总体而言，ReduceTask的数量决定方式有以下两种：

3.1 方式一：hive动态计算

3.1.1 动态计算公式

ReduceTask数量 = min (参数2，输入的总数据量/ 参数1)

参数1：hive.exec.reducers.bytes.per.reducer

含义：每个reduce任务处理的数据量（默认值：256M）

参数2：hive.exec.reducers.max

含义：每个MR任务能开启的reduce任务数的上限值（默认值：1009个）

ps：一般参数2的值不会轻易变动，因此在普通集群规模下，hive根据数据量动态计算reduce的个数，计算公式为：输入总数据量/hive.exec.reducers.bytes.per.reducer

3.1.2 源码分析

（1）通过源码分析 hive是如何动态计算reduceTask的个数的？

	在org.apache.hadoop.hive.ql.exec.mr包下的 MapRedTask类中
	//方法类调用逻辑
	MapRedTask 
	     | ----setNumberOfReducers 
	                  | ---- estimateNumberOfReducers
	                    		 |---- estimateReducers

(2)核心方法setNumberOfReducers（读取用户手动设置的reduce个数）

  /**
   * Set the number of reducers for the mapred work.
   */
  private void setNumberOfReducers() throws IOException {
    ReduceWork rWork = work.getReduceWork();
    // this is a temporary hack to fix things that are not fixed in the compiler
    // 获取通过外部传参设置reduce数量的值 rWork.getNumReduceTasks() 
    Integer numReducersFromWork = rWork == null ? 0 : rWork.getNumReduceTasks();
    if (rWork == null) {
      console
          .printInfo("Number of reduce tasks is set to 0 since there's no reduce operator");
    } else {
       
      if (numReducersFromWork >= 0) {
      //如果手动设置了reduce的数量 大于等于0 ，则进来，控制台打印日志
        console.printInfo("Number of reduce tasks determined at compile time: "
            + rWork.getNumReduceTasks());
      } else if (job.getNumReduceTasks() > 0) {
      //如果手动设置了reduce的数量，获取配置中的值，并传入到work中
        int reducers = job.getNumReduceTasks();
        rWork.setNumReduceTasks(reducers);
        console
            .printInfo("Number of reduce tasks not specified.

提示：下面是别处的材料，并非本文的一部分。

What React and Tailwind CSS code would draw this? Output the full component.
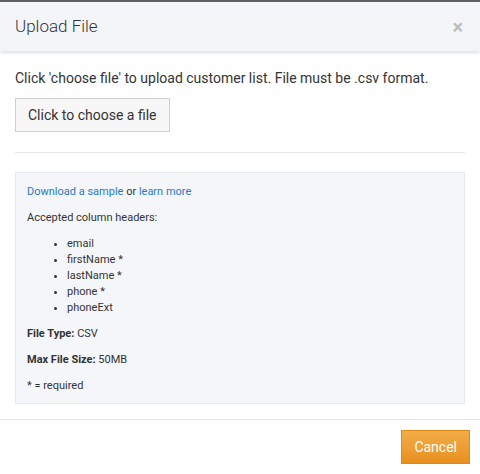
import React from 'react';

const headers = ['email', 'firstName *', 'lastName *', 'phone *', 'phoneExt'];

const UploadFileModal = () => {
  return (
    <div className="w-[480px] h-[474px] bg-white flex flex-col border-t-2 border-[#5f5f5f] text-[#333] font-['Roboto',sans-serif] overflow-hidden">
      {/* Header */}
      <div className="h-[49px] bg-[#f4f5f9] flex items-center justify-between pl-[15px] pr-[17px] shadow-[0_2px_3px_rgba(0,0,0,0.12)] relative z-10">
        <h3 className="text-[17px] font-light text-[#333]">Upload File</h3>
        <span className="text-[#bbb] text-[20px] font-bold leading-none">×</span>
      </div>

      {/* Body */}
      <div className="px-[15px] pt-[17px] flex-1">
        <p className="text-[14px] leading-[20px]">
          Click 'choose file' to upload customer list. File must be .csv format.
        </p>
        <button className="mt-[10px] h-[34px] px-[12px] text-[14px] bg-[#f7f7f7] border border-[#cfcfcf] text-[#333]">
          Click to choose a file
        </button>
        <div className="mt-[20px] border-t border-[#e8e8e8]" />

        <div className="mt-[19px] bg-[#f5f6fa] border border-[#e6e7ea] px-[11px] pt-[11px] pb-[9px] text-[11px] leading-[16px]">
          <p>
            <a className="text-[#2a7ac0]">Download a sample</a> or{' '}
            <a className="text-[#2a7ac0]">learn more</a>
          </p>
          <p className="mt-[10px]">Accepted column headers:</p>
          <ul className="mt-[10px] list-disc pl-[40px]">
            {headers.map((h) => (
              <li key={h}>{h}</li>
            ))}
          </ul>
          <p className="mt-[10px]">
            <b>File Type:</b> CSV
          </p>
          <p className="mt-[10px]">
            <b>Max File Size:</b> 50MB
          </p>
          <p className="mt-[10px]">* = required</p>
        </div>
      </div>

      {/* Footer */}
      <div className="h-[55px] border-t border-[#e5e5e5] flex items-center justify-end pr-[10px]">
        <button className="h-[34px] px-[12px] text-[14px] text-white bg-gradient-to-b from-[#f2ac48] to-[#e8901c] border border-[#e08a1a]">
          Cancel
        </button>
      </div>
    </div>
  );
};

export default function App() {
  return <UploadFileModal />;
}
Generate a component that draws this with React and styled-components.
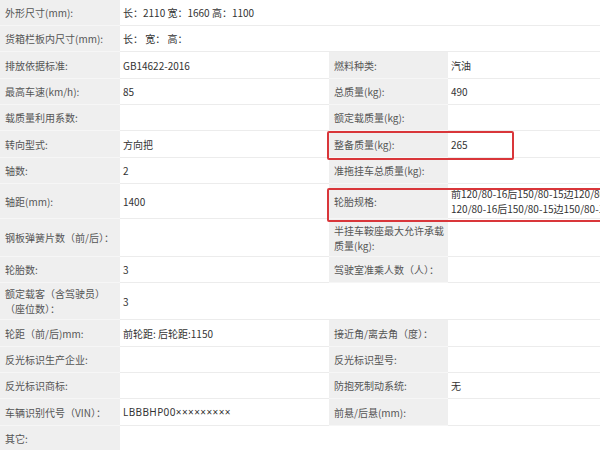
import React from "react";
import styled, { createGlobalStyle } from "styled-components";

const GlobalStyle = createGlobalStyle`
  html, body {
    margin: 0;
    padding: 0;
    background: #fff;
    overflow: hidden;
  }
  body {
    font-family: "Noto Sans CJK SC", "Noto Sans", sans-serif;
  }
`;

// The spec sheet is wider than the window; its right edge is cut off.
const Sheet = styled.div`
  position: relative;
  width: 600px;
  height: 450px;
  overflow: hidden;
`;

const Row = styled.div`
  display: grid;
  grid-template-columns: 120px 209px 119px 200px;
  height: ${(p) => p.$h}px;
`;

const Cell = styled.div`
  display: flex;
  align-items: center;
  box-sizing: border-box;
  font-size: 10px;
  line-height: 15px;
`;

const Label = styled(Cell)`
  background: #efefef;
  color: #555;
  padding: 0 2px 0 5px;
  border-bottom: 1px solid #f6f6f6;
`;

const Value = styled(Cell)`
  background: #fff;
  color: #333;
  padding: 0 4px 0 3px;
  border-bottom: 1px solid #ececec;
  grid-column: span ${(p) => p.$span || 1};
  white-space: ${(p) => (p.$nowrap ? "nowrap" : "normal")};
`;

// VIN is set in a Latin face so the masking crosses stay narrow.
const Vin = styled.span`
  font-family: "Noto Sans", sans-serif;
  letter-spacing: 0.4px;
`;

// Red marker boxes drawn over the table.
const Marker = styled.div`
  position: absolute;
  left: ${(p) => p.$x}px;
  top: ${(p) => p.$y}px;
  width: ${(p) => p.$w}px;
  height: ${(p) => p.$hh}px;
  border: 2px solid #d9363a;
  border-radius: 2px;
  box-sizing: border-box;
  pointer-events: none;
`;

const rows = [
  { h: 26, full: true, l: "外形尺寸(mm):", v: "长：2110 宽：1660 高：1100" },
  { h: 26, full: true, l: "货箱栏板内尺寸(mm):", v: "长：  宽：  高：" },
  { h: 27, l: "排放依据标准:", v: "GB14622-2016", rl: "燃料种类:", rv: "汽油" },
  { h: 26, l: "最高车速(km/h):", v: "85", rl: "总质量(kg):", rv: "490" },
  { h: 26, l: "载质量利用系数:", v: "", rl: "额定载质量(kg):", rv: "" },
  { h: 27, l: "转向型式:", v: "方向把", rl: "整备质量(kg):", rv: "265" },
  { h: 26, l: "轴数:", v: "2", rl: "准拖挂车总质量(kg):", rv: "" },
  {
    h: 35,
    l: "轴距(mm):",
    v: "1400",
    rl: "轮胎规格:",
    rv: ["前120/80-16后150/80-15边120/80-12；前", "120/80-16后150/80-15边150/80-12"],
  },
  { h: 38, l: "钢板弹簧片数（前/后）：", v: "", rl: "半挂车鞍座最大允许承载质量(kg):", rv: "" },
  { h: 26, l: "轮胎数:", v: "3", rl: "驾驶室准乘人数（人）：", rv: "" },
  { h: 37, full: true, l: "额定载客（含驾驶员）（座位数）：", v: "3" },
  { h: 27, l: "轮距（前/后)mm:", v: "前轮距: 后轮距:1150", rl: "接近角/离去角（度）：", rv: "" },
  { h: 26, l: "反光标识生产企业:", v: "", rl: "反光标识型号:", rv: "" },
  { h: 26, l: "反光标识商标:", v: "", rl: "防抱死制动系统:", rv: "无" },
  {
    h: 27,
    l: "车辆识别代号（VIN）：",
    v: <Vin>LBBBHP00×××××××××</Vin>,
    rl: "前悬/后悬(mm):",
    rv: "",
  },
  { h: 26, full: true, l: "其它:", v: "" },
];

const App = () => (
  <>
    <GlobalStyle />
    <Sheet>
      {rows.map((r, i) => (
        <Row key={i} $h={r.h}>
          <Label>{r.l}</Label>
          {r.full ? (
            <Value $span={3}>{r.v}</Value>
          ) : (
            <>
              <Value>{r.v}</Value>
              <Label>{r.rl}</Label>
              {Array.isArray(r.rv) ? (
                <Value $nowrap>
                  <span>
                    {r.rv[0]}
                    <br />
                    {r.rv[1]}
                  </span>
                </Value>
              ) : (
                <Value>{r.rv}</Value>
              )}
            </>
          )}
        </Row>
      ))}
      <Marker $x={327} $y={131} $w={187} $hh={29} />
      <Marker $x={327} $y={188} $w={290} $hh={34} />
    </Sheet>
  </>
);

export default App;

Defaulting to jobconf value of: "
            + reducers);
      } else {
       //如果没有手动设置reduce的数量，进入方法
        if (inputSummary == null) {
          inputSummary =  Utilities.getInputSummary(driverContext.getCtx(), work.getMapWork(), null);
        }
   // #==========【重中之中】estimateNumberOfReducers 
        int reducers = Utilities.estimateNumberOfReducers(conf, inputSummary, work.getMapWork(),
           work.isFinalMapRed());
        rWork.setNumReduceTasks(reducers);
        console
            .printInfo("Number of reduce tasks not specified. Estimated from input data size: "
            + reducers);
      }
      
      //hive shell中所看到的控制台打印日志就在这里
      console
          .printInfo("In order to change the average load for a reducer (in bytes):");
      console.printInfo("  set " + HiveConf.ConfVars.BYTESPERREDUCER.varname
          + "=");
      console.printInfo("In order to limit the maximum number of reducers:");
      console.printInfo("  set " + HiveConf.ConfVars.MAXREDUCERS.varname
          + "=");
      console.printInfo("In order to set a constant number of reducers:");
      console.printInfo("  set " + HiveConf.ConfVars.HADOOPNUMREDUCERS
          + "=");
    }
  }

(3)如果没有手动设置reduce的个数，hive是如何动态计算reduce个数的？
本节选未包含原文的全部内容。